By now it is clear that this is a sophisticated, docile car with easy road manners, yet one which, when you fully depress the throttle, takes off with a relentless push in the back reined in only by the desire not to have your photograph taken and studied by the country's finest. The noise that accompanies this urge is a tingling howl which inexorably rises until it is time to shift up a gear for a repeat performance. Of course, it is necessary to repeat this exercise as often as possible.

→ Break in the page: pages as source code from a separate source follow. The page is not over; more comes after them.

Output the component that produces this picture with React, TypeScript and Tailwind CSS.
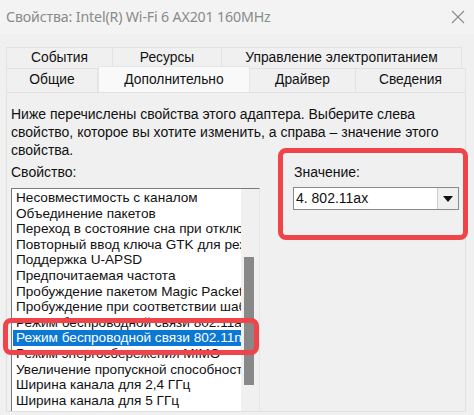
import React from "react";

const items = [
  "Несовместимость с каналом",
  "Объединение пакетов",
  "Переход в состояние сна при отключении",
  "Повторный ввод ключа GTK для режима",
  "Поддержка U-APSD",
  "Предпочитаемая частота",
  "Пробуждение пакетом Magic Packet",
  "Пробуждение при соответствии шаблону",
  "Режим беспроводной связи 802.11a/b/g",
  "Режим беспроводной связи 802.11n/ac/ax",
  "Режим энергосбережения MIMO",
  "Увеличение пропускной способности",
  "Ширина канала для 2,4 ГГц",
  "Ширина канала для 5 ГГц",
];

export default function App() {
  return (
    <div className="relative w-[474px] h-[415px] overflow-hidden bg-[#f0f0f0] font-['Liberation_Sans',Arial,sans-serif] text-[14px] text-[#111]">
      {/* Title bar */}
      <div className="h-[34px] flex items-center justify-between pl-[6px] pr-[8px] bg-[#f3f3f3]">
        <span className="font-['Noto_Sans',sans-serif] text-[14.2px] text-[#8a8a8a] tracking-[-0.15px]">
          Свойства: Intel(R) Wi-Fi 6 AX201 160MHz
        </span>
        <svg width="14" height="14" viewBox="0 0 14 14" className="mr-[1px]">
          <path d="M1 1 L13 13 M13 1 L1 13" stroke="#8a8a8a" strokeWidth="1.1" fill="none" />
        </svg>
      </div>

      {/* Tabs */}
      <div className="mt-[13px] ml-[6px] text-[13.8px]">
        <div className="flex h-[21px]">
          <div className="w-[107px] flex items-center justify-center border border-b-0 border-[#e2e2e2] bg-[#f0f0f0]">События</div>
          <div className="w-[109px] flex items-center justify-center border border-b-0 border-l-0 border-[#e2e2e2] bg-[#f0f0f0]">Ресурсы</div>
          <div className="w-[240px] flex items-center justify-center border border-b-0 border-l-0 border-[#e2e2e2] bg-[#f0f0f0]">Управление электропитанием</div>
        </div>
        <div className="flex h-[24px] items-end">
          <div className="w-[92px] h-[24px] flex items-center justify-center border border-[#e2e2e2] border-b-0 bg-[#f0f0f0]">Общие</div>
          <div className="w-[152px] h-[26px] -mt-[2px] flex items-start pt-[3px] justify-center bg-[#f9f9f9] border border-b-0 border-[#e6e6e6]">Дополнительно</div>
          <div className="w-[106px] h-[24px] flex items-center justify-center border border-l-0 border-b-0 border-[#e2e2e2] bg-[#f0f0f0]">Драйвер</div>
          <div className="w-[110px] h-[24px] flex items-center justify-center border border-l-0 border-b-0 border-[#e2e2e2] bg-[#f0f0f0]">Сведения</div>
        </div>
      </div>

      {/* Panel */}
      <div className="ml-[6px] w-[460px] h-[320px] border border-[#e0e0e0] bg-[#f0f0f0] flex flex-col px-[4px]">
        <p className="mt-[12px] leading-[18px] text-[14px] text-[#111]">
          Ниже перечислены свойства этого адаптера. Выберите слева
          <br />
          свойство, которое вы хотите изменить, а справа – значение этого
          <br />
          свойства.
        </p>
        <div className="flex mt-[4px]">
          <div className="flex flex-col">
            <div className="h-[18px] leading-[18px]">Свойство:</div>
            <div className="mt-[7px] w-[249px] h-[223px] flex bg-white border-t border-l border-[#7a7a7a] border-r border-r-[#e6e6e6] overflow-hidden text-[13.6px]">
              <div className="flex-1 flex flex-col pt-[1px] pl-[1px] overflow-hidden">
                {items.map((t, i) => (
                  <div
                    key={i}
                    className={
                      i === 9
                        ? "h-[15.6px] leading-[15.6px] pl-[3px] whitespace-nowrap overflow-hidden bg-[#0a78d4] text-white"
                        : "h-[15.6px] leading-[15.6px] pl-[3px] whitespace-nowrap overflow-hidden"
                    }
                  >
                    {t}
                  </div>
                ))}
              </div>
              <div className="w-[18px] bg-[#f0f0f0] pt-[68px] pl-[3px]">
                <div className="w-[10px] h-[128px] bg-[#888888]" />
              </div>
            </div>
          </div>
          <div className="flex flex-col ml-[33px]">
            <div className="h-[18px] leading-[18px] ml-[1px]">Значение:</div>
            <div className="mt-[6px] w-[166px] h-[23px] flex bg-white border border-[#8a8a8a]">
              <div className="flex-1 flex items-center pl-[2px]">4. 802.11ax</div>
              <div className="w-[21px] flex items-center justify-center bg-[#f0f0f0] border-l border-[#cfcfcf]">
                <svg width="10" height="6" viewBox="0 0 10 6">
                  <path d="M0 0 L10 0 L5 6 Z" fill="#111" />
                </svg>
              </div>
            </div>
          </div>
        </div>
      </div>

      {/* Red highlight overlays */}
      <div className="absolute left-[3px] top-[318px] w-[256px] h-[37px] border-[5px] border-[#ef4449] rounded-[8px]" />
      <div className="absolute left-[278px] top-[148px] w-[190px] h-[92px] border-[5px] border-[#ef4449] rounded-[8px]" />
    </div>
  );
}
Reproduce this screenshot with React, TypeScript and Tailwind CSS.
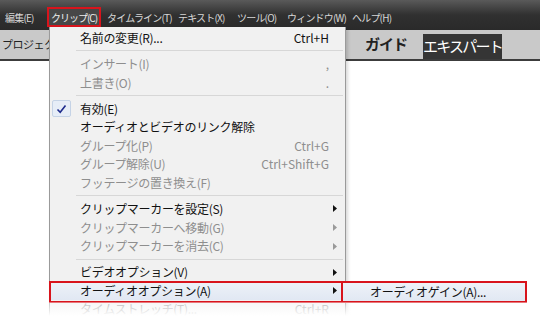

This car has recently had its wishbone and coil suspension rebuilt and the ride is of 90's quality, with little bump thump. Henry Manney described it as being, "steady as a rock at 135mph when most cars would be gamboling like a spring lamb", but the previously mentioned elegantly slim steering wheel must not be gripped, rather just rested between the fingers - the car does the rest.

Returning the car, I switched off and, taking a moment to reflect, remembered once again that I was looking down the same, long, bonnet of the car that had endeared itself to Paul McCartney nearly thirty years ago, enough to make him purchase subsequent products from Sant'Agata. Did it have the same impact on me . . . yeah! yeah! yeah! yeah!